Years ago, a particular IC used in high-definition cameras — part number UPD6453, made by NEC — retailed for around 18 RMB. A company in Hangzhou reverse-engineered it, bringing the production cost down to 3.5 RMB. A Huaqiangbei dealer surnamed Zhou sold this part for three months straight and bought a Range Rover. In 2011, severe flooding in Thailand shuttered a Sanyo Semiconductor factory, causing the discontinuation of the 2SC2078E power amplifier transistor used in Motorola GP88 walkie-talkies. Normally priced at USD 0.25, spot-market prices for remaining inventory shot up to 8 RMB per unit. Only after domestic companies like Wuxi Gudian and Quanguang developed their own versions — priced at just 0.5 RMB — did the market stabilize. The quality gap remained, of course, and I noticed some Huaqiangbei sellers packaging the domestic version as genuine Sanyo product.
The technological capabilities of China’s domestic integrated circuit industry are growing stronger by the year, backed by increasing government support and an improving market environment. Domestic design and packaging-and-testing companies are now able to promote their own brands openly and build their own sales channels — a genuinely sustainable path forward.

For more products, visit www.kinghelm.net
Huaqiangbei’s other sources of goods include stolen merchandise, goods confiscated and auctioned by customs, and surplus or returned inventory from failed or downsizing ODM factories. Ten years ago, when I visited an old acquaintance in Wanfeng Industrial Village in Shajing Town, I witnessed workers at Wang’s Electronics smuggling ICs and solder paste home to their rental apartments in thermos flasks — yet another layer adding to the complexity and disorder of Huaqiangbei’s supply chain.
With so many counterfeit goods in Huaqiangbei, outsiders are frightened and insiders are anxious. Anyone who has never been cheated in Huaqiangbei hasn’t really been part of Huaqiangbei. Our own Kinghelm company used to operate a trading division sourcing electronic components for customers in the BeiDou GPS industry, and we regularly purchased fake goods that required us to compensate our clients.

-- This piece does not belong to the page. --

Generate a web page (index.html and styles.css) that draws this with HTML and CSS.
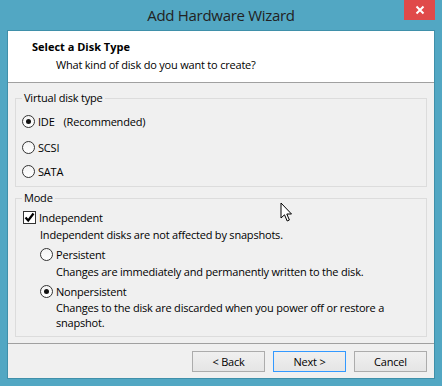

It was an endless battle, exhausting and demoralizing. The fakes pushed us well past our limits of tolerance. Government commercial and technical supervision authorities have regularly conducted anti-counterfeiting operations, but as soon as the news spreads, dozens of counters and shops shutter for the day — another uniquely Huaqiangbei phenomenon.
On one visit to see Dr. Zhu Junshan, the founder of ZhongyiFa, the most educated and culturally refined elder statesman of Huaqiangbei and a man deeply concerned with the psychological wellbeing of the market’s prosperous young proprietresses, I noticed a microscope sitting on his desk beside a copy of Jin Ping Mei. He told me that every component he sources from the market gets checked under the microscope — and that by now his experience allows him to tell genuine from fake with his naked eye.

Dr. Zhu (center) and his microscope
My good friend Jason Fan (Fan Yi) of Anda Technologies — the man who achieved Huaqiangbei’s most impressive weight-loss transformation — runs Singapore-based Anda, which specializes in sourcing scarce genuine components from around the world. He has made public an internal reference library built up over many years, covering how to identify authentic goods across dimensions including brand, country of origin, labels, packaging boxes, anti-static bags, date codes, typefaces, barcodes, trays, pin condition, orientation holes, color, and logo details. The company’s social media account, “Chip Advisor,” has published dedicated articles on the subject. This is a genuinely public-spirited contribution — cutting through the murk and upholding integrity in the industry.

Jason Fan (Fan Yi), Managing Director of Anda Technologies Singapore (center)
Beyond informal experience-based methods, some companies have turned authentication into a professional business, offering services such as decapping, dissolving encapsulant, reading die-level markings, performance testing, and failure analysis, backed by industry databases and reference libraries. One such company, Baima Testing, has built a thriving operation.
The electronics component market model of Huaqiangbei was the product of a specific era: the backdrop of massive international industrial relocation and China’s period of extensive economic growth, during which demand for electronic components was both enormous and highly diversified. The proliferation of counterfeits has severely damaged the reputation of “China’s First Electronics Street,” disrupted the social and economic order, and eroded Huaqiangbei’s standing. As society develops, market information becomes increasingly symmetric, and the legal environment grows steadily more rigorous. The hope is that Huaqiangbei will give rise to more companies like Tencent, Hytera, and Longsys — enterprises with genuine technology, strong growth trajectories, and meaningful contributions to the broader economy — completing Huaqiangbei’s long-overdue upgrade and transformation. With the joint efforts of government, merchants, and consumers, may counterfeit goods be driven out of the market, and may Huaqiangbei be built into a paradise for electronics and digital products — the most brilliant calling card of Shenzhen, the Greater Bay Area, and all of China.

Let us all cheer Huaqiangbei on together with Kinghelm!